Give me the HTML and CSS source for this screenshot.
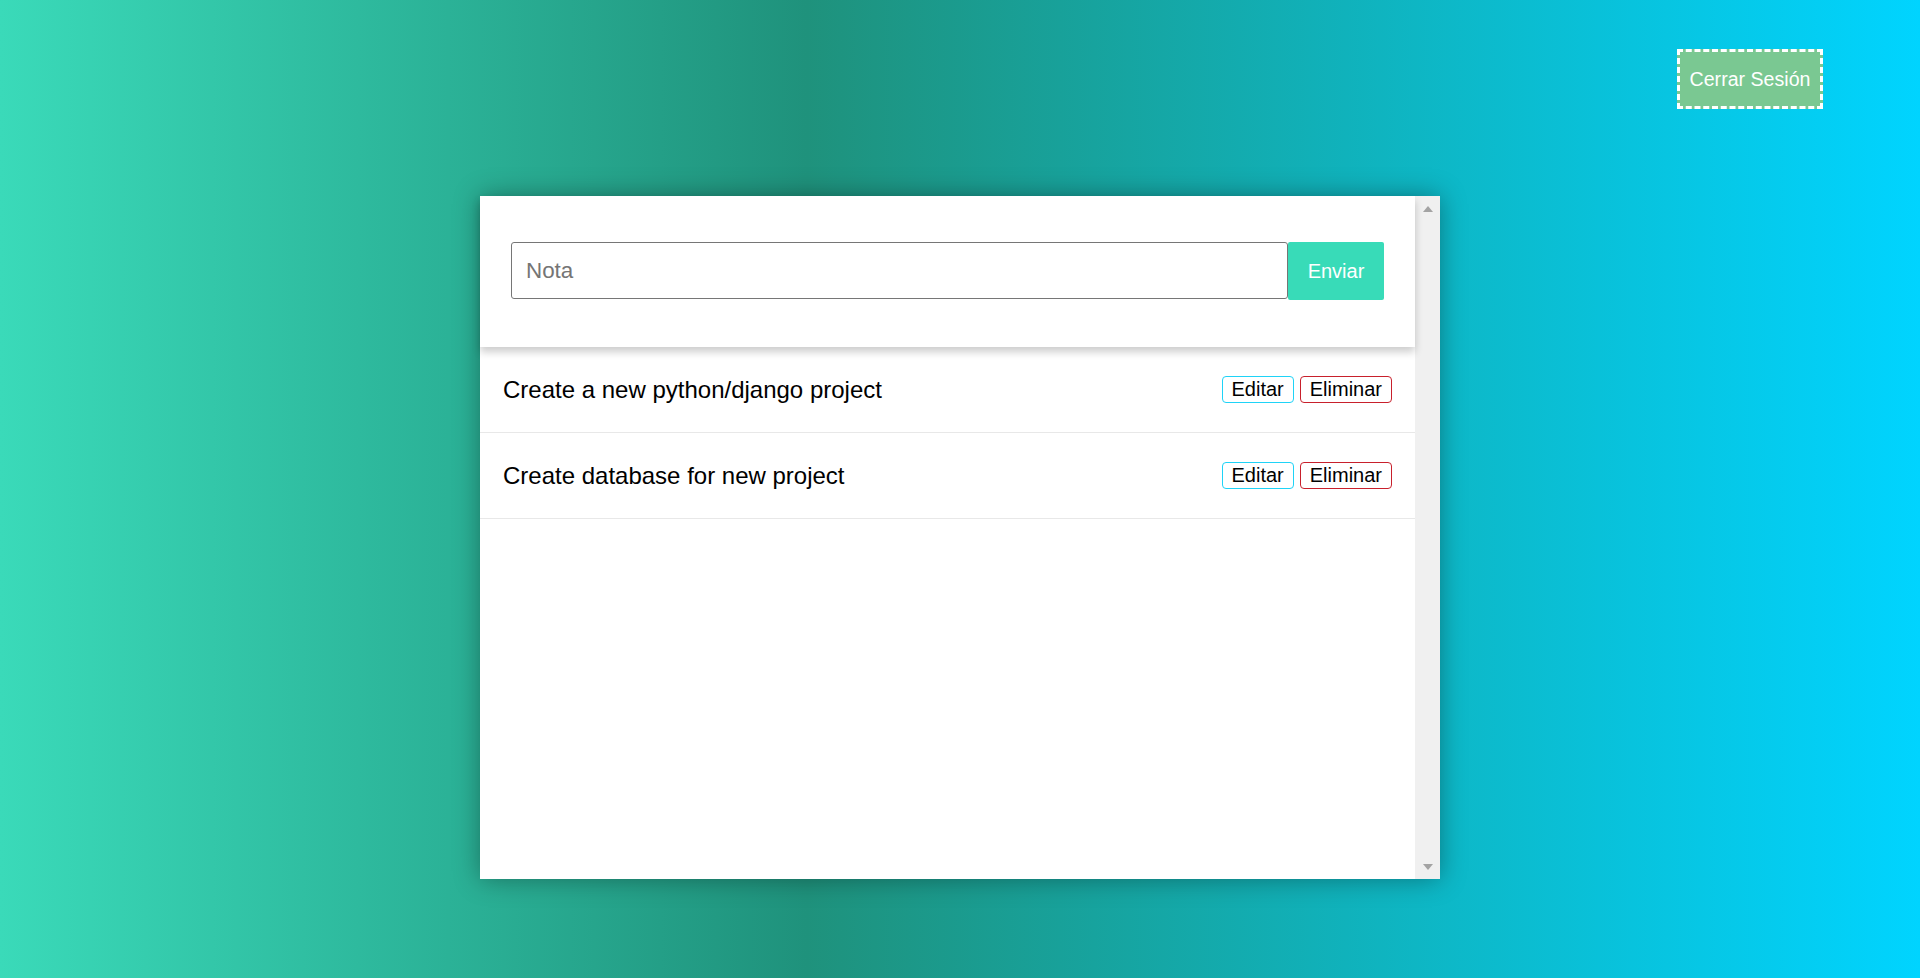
FILE: index.html
```html
<!DOCTYPE html>
<html lang="es">
<head>
<meta charset="utf-8">
<title>Notas</title>
<link rel="stylesheet" href="styles.css">
</head>
<body>
<header class="top">
  <button class="logout">Cerrar Sesión</button>
</header>
<main class="card">
  <div class="card-body">
    <form class="note-form">
      <input class="note-input" type="text" placeholder="Nota">
      <button class="send" type="button">Enviar</button>
    </form>
    <ul class="notes">
      <li class="note">
        <span class="note-text">Create a new python/django project</span>
        <span class="actions">
          <button class="btn btn-edit">Editar</button>
          <button class="btn btn-delete">Eliminar</button>
        </span>
      </li>
      <li class="note">
        <span class="note-text">Create database for new project</span>
        <span class="actions">
          <button class="btn btn-edit">Editar</button>
          <button class="btn btn-delete">Eliminar</button>
        </span>
      </li>
    </ul>
  </div>
  <div class="scrollbar">
    <span class="arrow arrow-up"></span>
    <span class="arrow arrow-down"></span>
  </div>
</main>
</body>
</html>
```
FILE: styles.css
```css
* { box-sizing: border-box; }
html, body { height: 100%; }
body {
  margin: 0;
  font-family: "Liberation Sans", Arial, sans-serif;
  background: linear-gradient(90deg, #3adab9 0%, #1f927c 42%, #00d4ff 100%);
  overflow: hidden;
}
.top {
  display: flex;
  justify-content: flex-end;
  padding: 49px 97px 0 0;
  height: 196px;
}
.logout {
  align-self: flex-start;
  background: #7ac892;
  color: #fff;
  border: 3px dashed #fff;
  font-family: "Liberation Sans", Arial, sans-serif;
  font-size: 19.6px;
  line-height: 22px;
  padding: 16px 0;
  width: 146px;
  height: 60px;
  cursor: pointer;
}
.card {
  width: 960px;
  height: 683px;
  margin: 0 auto;
  background: #fff;
  display: flex;
  box-shadow: 0 0 24px rgba(0, 0, 0, 0.35);
}
.card-body {
  flex: 1;
  min-width: 0;
}
.note-form {
  position: relative;
  z-index: 1;
  display: flex;
  height: 151px;
  padding: 46px 31px 0 31px;
  margin: 0;
  background: #fff;
  box-shadow: 0 5px 8px rgba(0, 0, 0, 0.2);
}
.note-input {
  flex: 1;
  height: 57px;
  border: 1px solid #767676;
  border-radius: 3px;
  padding: 0 14px;
  font-family: "Liberation Sans", Arial, sans-serif;
  font-size: 22.4px;
  color: #333;
}
.note-input::placeholder { color: #757575; }
.send {
  width: 96px;
  height: 58px;
  border: none;
  border-radius: 2px;
  background: #38dbb8;
  color: #fff;
  font-family: "Liberation Sans", Arial, sans-serif;
  font-size: 20px;
  padding: 0;
}
.notes {
  list-style: none;
  margin: 0;
  padding: 0;
}
.note {
  display: flex;
  align-items: center;
  justify-content: space-between;
  height: 86px;
  padding: 0 23px 0 23px;
  border-bottom: 1px solid #e8e8e8;
}
.note-text {
  font-size: 24px;
  color: #000;
}
.actions {
  display: flex;
  gap: 6px;
}
.btn {
  background: #fff;
  color: #000;
  font-family: "Liberation Sans", Arial, sans-serif;
  font-size: 20px;
  line-height: 23px;
  padding: 1px 9px;
  border-radius: 4px;
  border: 1px solid;
}
.btn-edit { border-color: #1fd3f7; }
.btn-delete { border-color: #c8202c; }
.scrollbar {
  width: 25px;
  background: #f0f0f0;
  display: flex;
  flex-direction: column;
  justify-content: space-between;
  align-items: center;
  padding: 10px 0 9px 0;
}
.arrow {
  width: 0;
  height: 0;
  border-left: 5px solid transparent;
  border-right: 5px solid transparent;
}
.arrow-up { border-bottom: 6px solid #a3a3a3; }
.arrow-down { border-top: 6px solid #a3a3a3; }
```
^^^^
- **INSTRUCTION**: Restate the whole listing above exactly, except for its images.

- **RESPONSE TO THE EXERCISE**:
Give me the HTML and CSS source for this screenshot.
FILE: index.html
```html
<!DOCTYPE html>
<html lang="es">
<head>
<meta charset="utf-8">
<title>Notas</title>
<link rel="stylesheet" href="styles.css">
</head>
<body>
<header class="top">
  <button class="logout">Cerrar Sesión</button>
</header>
<main class="card">
  <div class="card-body">
    <form class="note-form">
      <input class="note-input" type="text" placeholder="Nota">
      <button class="send" type="button">Enviar</button>
    </form>
    <ul class="notes">
      <li class="note">
        <span class="note-text">Create a new python/django project</span>
        <span class="actions">
          <button class="btn btn-edit">Editar</button>
          <button class="btn btn-delete">Eliminar</button>
        </span>
      </li>
      <li class="note">
        <span class="note-text">Create database for new project</span>
        <span class="actions">
          <button class="btn btn-edit">Editar</button>
          <button class="btn btn-delete">Eliminar</button>
        </span>
      </li>
    </ul>
  </div>
  <div class="scrollbar">
    <span class="arrow arrow-up"></span>
    <span class="arrow arrow-down"></span>
  </div>
</main>
</body>
</html>
```
FILE: styles.css
```css
* { box-sizing: border-box; }
html, body { height: 100%; }
body {
  margin: 0;
  font-family: "Liberation Sans", Arial, sans-serif;
  background: linear-gradient(90deg, #3adab9 0%, #1f927c 42%, #00d4ff 100%);
  overflow: hidden;
}
.top {
  display: flex;
  justify-content: flex-end;
  padding: 49px 97px 0 0;
  height: 196px;
}
.logout {
  align-self: flex-start;
  background: #7ac892;
  color: #fff;
  border: 3px dashed #fff;
  font-family: "Liberation Sans", Arial, sans-serif;
  font-size: 19.6px;
  line-height: 22px;
  padding: 16px 0;
  width: 146px;
  height: 60px;
  cursor: pointer;
}
.card {
  width: 960px;
  height: 683px;
  margin: 0 auto;
  background: #fff;
  display: flex;
  box-shadow: 0 0 24px rgba(0, 0, 0, 0.35);
}
.card-body {
  flex: 1;
  min-width: 0;
}
.note-form {
  position: relative;
  z-index: 1;
  display: flex;
  height: 151px;
  padding: 46px 31px 0 31px;
  margin: 0;
  background: #fff;
  box-shadow: 0 5px 8px rgba(0, 0, 0, 0.2);
}
.note-input {
  flex: 1;
  height: 57px;
  border: 1px solid #767676;
  border-radius: 3px;
  padding: 0 14px;
  font-family: "Liberation Sans", Arial, sans-serif;
  font-size: 22.4px;
  color: #333;
}
.note-input::placeholder { color: #757575; }
.send {
  width: 96px;
  height: 58px;
  border: none;
  border-radius: 2px;
  background: #38dbb8;
  color: #fff;
  font-family: "Liberation Sans", Arial, sans-serif;
  font-size: 20px;
  padding: 0;
}
.notes {
  list-style: none;
  margin: 0;
  padding: 0;
}
.note {
  display: flex;
  align-items: center;
  justify-content: space-between;
  height: 86px;
  padding: 0 23px 0 23px;
  border-bottom: 1px solid #e8e8e8;
}
.note-text {
  font-size: 24px;
  color: #000;
}
.actions {
  display: flex;
  gap: 6px;
}
.btn {
  background: #fff;
  color: #000;
  font-family: "Liberation Sans", Arial, sans-serif;
  font-size: 20px;
  line-height: 23px;
  padding: 1px 9px;
  border-radius: 4px;
  border: 1px solid;
}
.btn-edit { border-color: #1fd3f7; }
.btn-delete { border-color: #c8202c; }
.scrollbar {
  width: 25px;
  background: #f0f0f0;
  display: flex;
  flex-direction: column;
  justify-content: space-between;
  align-items: center;
  padding: 10px 0 9px 0;
}
.arrow {
  width: 0;
  height: 0;
  border-left: 5px solid transparent;
  border-right: 5px solid transparent;
}
.arrow-up { border-bottom: 6px solid #a3a3a3; }
.arrow-down { border-top: 6px solid #a3a3a3; }
```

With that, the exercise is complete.